Un barco pesquero desvencijado sale del puerto libio de Misrata. Lo dirige un delincuente tunecino, Jaled ben Salem, 35 años, tuerto, reincidente. Lleva dentro 525 personas, de las cuales 40 son niños –algún recién nacido y los demás de siete años para arriba–. Todos van distribuidos como si fuera el Titanic en su travesía inaugural; 500 dólares el más barato, con derecho a no salir de las bodegas y la parte baja del barco, y 1.500 dólares la gran clase, en cubierta, siempre con más posibilidades de sobrevivir en caso de tropiezos.

Un día largo de travesía. ¿Alguien se imagina lo que debe ser ese día largo metido en aquel pesquero de desecho? ¿Qué comían? ¿Dónde cagaban? ¿Y los chavales? ¿Los ataban con cuerdas para que no se movieran? Se acercaban ya a la isla de Lampedusa cuando en el amanecer hay que avisar al contacto de tierra, lo que se llama “la antorcha”. Se quema un palo entelado y ahí se desencadenó el final de la tragedia; una torpeza, el fuego se extendió. Luego el caos, la descompostura del barco, su desequilibrio, y el hundimiento. Los de arriba pueden al menos usar las manos, los de abajo quedarán encerrados para siempre en las bodegas.

Hay una ley italiana denominada BossiFini, reciente y promovida por el posfascista Fini y el descerebrado Bossi, idiota de media cara y todo el cerebro, líder de la Liga Norte –nuestro futuro patriótico, aseguran algunos–, según la cual ningún pescador puede ayudar a un emigrante en apuros a menos que lo recoja y lo lleve directamente a los carabineros. Los emigrantes son por principio de ley delincuentes. Por tanto, quienes vieron cómo se hundían, los guardacostas que se tomaban su tiempo para que el mar hiciera el trabajo que ellos no están animados a hacer, todos ellos cumplieron la ley.
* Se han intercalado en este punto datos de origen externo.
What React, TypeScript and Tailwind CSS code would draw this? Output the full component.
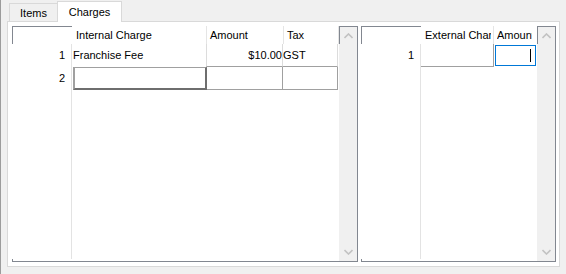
import React from "react";

const Chevron = ({ up }: { up?: boolean }) => (
  <svg width="9" height="6" viewBox="0 0 9 6">
    <polyline
      points={up ? "0.5,5 4.5,1 8.5,5" : "0.5,1 4.5,5 8.5,1"}
      fill="none"
      stroke="#c2c2c2"
      strokeWidth="1.6"
    />
  </svg>
);

const ScrollBar = () => (
  <div className="w-[18px] flex flex-col bg-[#f0f0f0] border-t border-[#828790]">
    <div className="h-[17px] border-l border-[#828790] flex items-center justify-center bg-[#f0f0f0]">
      <Chevron up />
    </div>
    <div className="flex-1 flex items-end justify-center pb-[6px] pl-[1px]">
      <Chevron />
    </div>
  </div>
);

const Corner = () => (
  <div className="w-[60px] h-full border-t border-l border-[#828790]" />
);

const RowHead = ({ n }: { n?: string }) => (
  <div className="w-[60px] h-full border-r border-[#e3e3e3] flex items-center justify-end pr-[6px]">
    {n}
  </div>
);

const LeftGrid = () => (
  <div className="w-[346px] flex border-b border-r border-[#828790]">
    <div className="flex-1 flex flex-col">
      <div className="h-[18px] flex">
        <Corner />
        <div className="w-[135px] border-r border-[#e5e5e5] pl-[4px] flex items-center">Internal Charge</div>
        <div className="w-[77px] border-r border-[#e5e5e5] pl-[3px] flex items-center">Amount</div>
        <div className="w-[55px] border-r border-[#e5e5e5] pl-[3px] flex items-center">Tax</div>
      </div>
      <div className="h-[23px] flex">
        <RowHead n="1" />
        <div className="w-[134px] pl-[1px] flex items-center">Franchise Fee</div>
        <div className="w-[77px] border-l border-r border-b border-[#dcdcdc] border-b-[#a0a0a0] flex items-center justify-end">$10.00</div>
        <div className="w-[55px] border-r border-b border-[#dcdcdc] border-b-[#a0a0a0] flex items-center">GST</div>
      </div>
      <div className="h-[23px] flex">
        <RowHead n="2" />
        <div className="w-[135px] pl-[1px] h-full">
          <div className="h-full border-t border-l-2 border-[#a0a0a0] border-b-2 border-r-2 border-b-[#6e6e6e] border-r-[#6e6e6e] bg-white" />
        </div>
        <div className="w-[76px] border-r border-b border-[#a0a0a0]" />
        <div className="w-[55px] border-r border-b border-[#a0a0a0]" />
      </div>
      <div className="flex-1 flex">
        <RowHead />
      </div>
      <div className="h-[2px] border-l border-[#828790]" />
    </div>
    <ScrollBar />
  </div>
);

const RightGrid = () => (
  <div className="w-[195px] flex border-b border-r border-[#828790]">
    <div className="flex-1 flex flex-col">
      <div className="h-[18px] flex">
        <Corner />
        <div className="w-[73px] border-r border-[#e5e5e5] pl-[4px] flex items-center">
          <span className="w-[66px] overflow-hidden whitespace-nowrap">External Charge</span>
        </div>
        <div className="w-[42px] pl-[3px] flex items-center">
          <span className="w-[35px] overflow-hidden whitespace-nowrap">Amount</span>
        </div>
      </div>
      <div className="h-[23px] flex">
        <RowHead n="1" />
        <div className="w-[73px] border-r border-b border-[#a0a0a0]" />
        <div className="w-[42px] pl-[1px] pt-[1px] pb-[1px] h-full">
          <div className="h-full border border-[#0078d7] flex items-center justify-end pr-[4px]">
            <div className="w-px h-[13px] bg-black" />
          </div>
        </div>
      </div>
      <div className="flex-1 flex">
        <RowHead />
      </div>
      <div className="h-[2px] border-l border-[#828790]" />
    </div>
    <ScrollBar />
  </div>
);

export default function App() {
  return (
    <div className="w-[566px] h-[274px] bg-[#f0f0f0] border-l border-[#9c9c9c] flex flex-col font-['Liberation_Sans',Arial,sans-serif] text-[11px] text-black overflow-hidden">
      <div className="h-[21px] flex items-end pl-[8px]">
        <div className="w-[48px] h-[18px] border-t border-l border-[#d9d9d9] bg-[#f0f0f0] flex items-center justify-center pt-[1px]">
          Items
        </div>
        <div className="relative z-10 w-[65px] h-[21px] -mb-px border-t border-l border-r border-[#d9d9d9] bg-white flex items-center justify-center">
          Charges
        </div>
      </div>
      <div className="ml-[6px] w-[553px] h-[246px] border border-[#d9d9d9] bg-white flex pl-[4px] pt-[4px] pb-[4px] gap-[3px]">
        <LeftGrid />
        <RightGrid />
      </div>
    </div>
  );
}
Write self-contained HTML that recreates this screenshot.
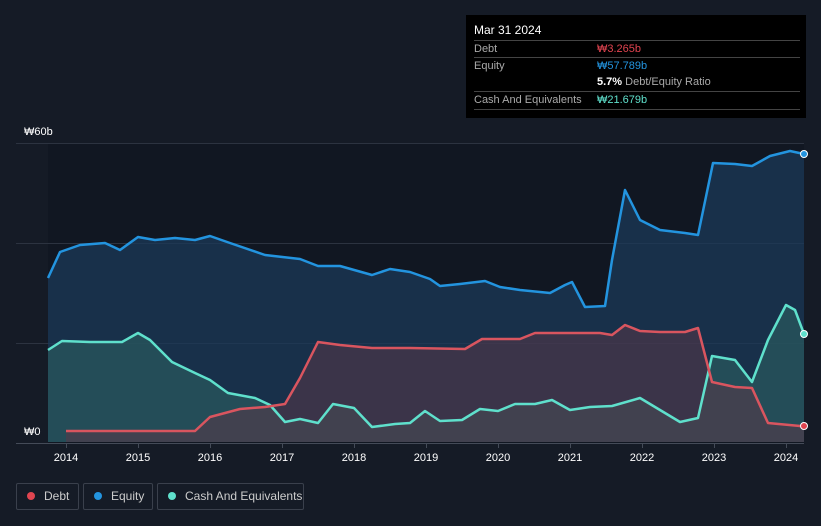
<!DOCTYPE html><html><head><style>
body{margin:0;width:821px;height:526px;background:#151b26;font-family:"Liberation Sans",sans-serif;overflow:hidden;position:relative}
.tt{position:absolute;left:466px;top:15px;width:340px;height:103px;background:#000;color:#fff;font-size:11px}
.row{position:absolute;left:8px;width:326px;border-top:1px solid #444;height:16px;line-height:16px;color:#aaa}
.row span{position:absolute;left:123px}
.lg{position:absolute;top:483px;height:27px;border:1px solid #3a404c;border-radius:2px;color:#ccc;font-size:12px;line-height:25px;box-sizing:border-box;white-space:nowrap}
.lg i{display:inline-block;width:8px;height:8px;border-radius:50%;margin:0 9px 0 10px}
</style></head><body>
<svg width="821" height="526" style="position:absolute;left:0;top:0">
<rect x="48" y="143" width="756" height="300" fill="#111722"/>
<g stroke="#2c3340" stroke-width="1"><line x1="16" y1="143.5" x2="804" y2="143.5"/><line x1="16" y1="243.5" x2="804" y2="243.5"/><line x1="16" y1="343.5" x2="804" y2="343.5"/></g>
<path d="M48,278 L60,252 80,245 105,243 120,250 138,237 155,240 175,238 195,240 210,236 230,243 265,255 300,259 318,266 340,266 372,275 390,269 410,272 430,279 440,286 460,284 485,281 500,287 520,290 550,293 565,285 572,282 585,307 605,306 612,260 625,190 640,220 660,230 685,233 698,235 713,163 735,164 752,166 770,156 790,151 804,154 L804,442 L48,442Z" fill="#1b3a58" fill-opacity=".75"/>
<path d="M48,350 L62,341 90,342 122,342 138,333 150,340 172,362 195,373 210,380 228,393 255,398 270,405 285,422 300,419 318,423 333,404 354,408 372,427 395,424 410,423 425,411 440,421 462,420 480,409 498,411 515,404 535,404 552,400 570,410 590,407 612,406 640,398 660,410 680,422 698,418 712,356 735,360 752,382 768,340 786,305 795,310 804,334 L804,442 L48,442Z" fill="#2a5a5e" fill-opacity=".7"/>
<path d="M66,431 L195,431 210,417 240,409 265,407 285,404 300,378 318,342 340,345 372,348 410,348 465,349 482,339 520,339 535,333 600,333 612,335 625,325 640,331 660,332 685,332 698,328 712,382 735,387 752,388 768,423 800,426 804,426 L804,442 L66,442Z" fill="#5a3848" fill-opacity=".55"/>
<g fill="none" stroke-width="2.5" stroke-linejoin="round">
<path stroke="#2394df" d="M48,278 L60,252 80,245 105,243 120,250 138,237 155,240 175,238 195,240 210,236 230,243 265,255 300,259 318,266 340,266 372,275 390,269 410,272 430,279 440,286 460,284 485,281 500,287 520,290 550,293 565,285 572,282 585,307 605,306 612,260 625,190 640,220 660,230 685,233 698,235 713,163 735,164 752,166 770,156 790,151 804,154"/>
<path stroke="#5fe0cc" d="M48,350 L62,341 90,342 122,342 138,333 150,340 172,362 195,373 210,380 228,393 255,398 270,405 285,422 300,419 318,423 333,404 354,408 372,427 395,424 410,423 425,411 440,421 462,420 480,409 498,411 515,404 535,404 552,400 570,410 590,407 612,406 640,398 660,410 680,422 698,418 712,356 735,360 752,382 768,340 786,305 795,310 804,334"/>
<path stroke="#d9555f" d="M66,431 L195,431 210,417 240,409 265,407 285,404 300,378 318,342 340,345 372,348 410,348 465,349 482,339 520,339 535,333 600,333 612,335 625,325 640,331 660,332 685,332 698,328 712,382 735,387 752,388 768,423 800,426 804,426"/>
</g>
<circle cx="804" cy="154" r="3.5" fill="#2394df" stroke="#fff"/><circle cx="804" cy="334" r="3.5" fill="#5fe0cc" stroke="#fff"/><circle cx="804" cy="426" r="3.5" fill="#e04550" stroke="#fff"/>
<line x1="16" y1="443.5" x2="804" y2="443.5" stroke="#444b58"/>
<g stroke="#444b58"><line x1="66.5" y1="443" x2="66.5" y2="448"/><line x1="138.5" y1="443" x2="138.5" y2="448"/><line x1="210.5" y1="443" x2="210.5" y2="448"/><line x1="282.5" y1="443" x2="282.5" y2="448"/><line x1="354.5" y1="443" x2="354.5" y2="448"/><line x1="426.5" y1="443" x2="426.5" y2="448"/><line x1="498.5" y1="443" x2="498.5" y2="448"/><line x1="570.5" y1="443" x2="570.5" y2="448"/><line x1="642.5" y1="443" x2="642.5" y2="448"/><line x1="714.5" y1="443" x2="714.5" y2="448"/><line x1="786.5" y1="443" x2="786.5" y2="448"/></g>
<g fill="#fff" font-size="11" text-anchor="middle" font-family="Liberation Sans"><text x="66" y="461">2014</text><text x="138" y="461">2015</text><text x="210" y="461">2016</text><text x="282" y="461">2017</text><text x="354" y="461">2018</text><text x="426" y="461">2019</text><text x="498" y="461">2020</text><text x="570" y="461">2021</text><text x="642" y="461">2022</text><text x="714" y="461">2023</text><text x="786" y="461">2024</text></g>
<text x="24" y="135" fill="#fff" font-size="11" font-family="Liberation Sans">₩60b</text>
<text x="24" y="435" fill="#fff" font-size="11" font-family="Liberation Sans">₩0</text>
</svg>
<div class="tt">
<div style="position:absolute;left:8px;top:8px;font-size:12px">Mar 31 2024</div>
<div class="row" style="top:25px">Debt<span style="color:#e0434f">₩3.265b</span></div>
<div class="row" style="top:42px">Equity<span style="color:#2394df">₩57.789b</span></div>
<div class="row" style="top:59px;border-top:none"><span style="color:#aaa"><b style="color:#fff">5.7%</b> Debt/Equity Ratio</span></div>
<div class="row" style="top:76px">Cash And Equivalents<span style="color:#5fe0cc">₩21.679b</span></div>
<div style="position:absolute;left:8px;top:94px;width:326px;border-top:1px solid #444"></div>
</div>
<div class="lg" style="left:16px;width:63px"><i style="background:#e04550"></i>Debt</div>
<div class="lg" style="left:83px;width:70px"><i style="background:#2394df"></i>Equity</div>
<div class="lg" style="left:157px;width:147px"><i style="background:#5fe0cc"></i>Cash And Equivalents</div>
</body></html>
Y el burguesito soberanista de Sarrià Sant Gervasi en Barcelona o el pijo de Serrano en Madrid que se preguntan: ¿por qué esos negratas no se quedaron en su tierra? Primero, porque sus padres no son jefes de tribu o aspirantes como ellos. Segundo, porque todos eran eritreos y es sabido que en Eritrea, país independiente desde 1993 y que el 95% de los ciudadanos no sabría ni dónde colocar en el mapa, puede tocarte hacer el servicio militar hasta los 40 años, si tienes suerte. También porque todo ser humano lleva inscrito en su ADN el derecho a luchar contra su propia hambre. ¿Quién sería incapaz de entender a esa abuela o abuelo, padre o madre, que le dice al niño mientras se va a un destino tan incierto como mediar entre la vida y la muerte: ¡Que tengas más suerte que nosotros!? ¿Acaso nos hemos olvidado de cómo venían los padres de nuestros charnegos agradecidos en el tren, con la maleta de madera y la obligación de construir el chabolo en una noche, antes de que llegara la Policía Municipal del alcalde Porcioles, ¡gran jurista!, aseguran los conversos? No sé, a veces pienso que lo he soñado, pero yo he estado en los campos de trabajo de españoles en Manheim, Alemania, hombres solos, echados a su suerte, negros en la época de la guerra fría, con su añoranza de Almería o Murcia o Huelva. ¡Joder, qué vergüenza me da tener que volver a escribir esto!

En las orillas de la isla de Lampedusa sobrevivieron el pasado 3 de octubre 153 eritreos. Murieron ahogados más de 300. No los podrán sacar de ahí, ¿para qué, para meterlos en una caja de madera y quemarlos? Pero un gran gesto el del primer ministro Letta, católico de centroizquierda, que ha concedido la nacionalidad italiana a los muertos. De la inmensa mayoría no se sabe ni cómo se llamaban; así se evitarán hasta el certificado patriótico de nacionalidad. Los vivos, que se jodan. Repatriarlos a todos, y una multa, conforme a la ley Bossi-Fini de casi 6.000 euros, por delinquir. Ya se las arreglarán para que la próxima vez les salga mejor. Nacionalizar muertos y expulsar vivos es una desvergüenza digna de un Estado de derecho.

Algún día alguien escribirá una gran novela sobre Lampedusa y recuperaremos la imagen, incluso la de este crimen del que ellos son víctimas. Lo mismo que ocurrió con la presa del valle de Vajont, en el norte de Italia, que mató a centenares de ciudadanos, suceso del que ahora se cumplen exactamente 50 años. ¿Qué sería en nuestra memoria la catástrofe de Vajont sin los libros de Mauro Corona? Hace tiempo dedicamos una sabatina a la gran estafa que fue aquella desgracia anunciada y al potente libro que generó, Fantasmas de piedra.

No hay tanta diferencia. Ambos, Vajont y Lampedusa constituyen crímenes de Estado, por personas interpuestas. Porque no se trata del asalto de los bárbaros, que derrotaron a Roma y cambiaron el mundo. Es la invasión de los pobres, que no derrotan a nadie pero que acabarán cambiando nuestro mundo de murallas de papel.

Entiendo, aunque se tratara de una casualidad, que Carlo Lizzani, el autor de guiones brillantes y radicales como Arroz amargo y director de un filme imposible sobre una novela difícil de Vasco Patrolini, La crónica de los pobres amantes, que se saldó con un fracaso comercial que lo condenó de por vida; entiendo, digo, que a los dos días del escalofriante suceso de Lampedusa, del que probablemente ni se enteró porque ya tenía 92 años muy trabajados, se lanzara desde la azotea de su piso romano. Dejó un mensaje nada críptico: “Desenchufo la llave”. O lo que es lo mismo: “Me voy de esta mierda de mundo; ya no tengo edad para soportar más, ni fuerza para cambiar nada”.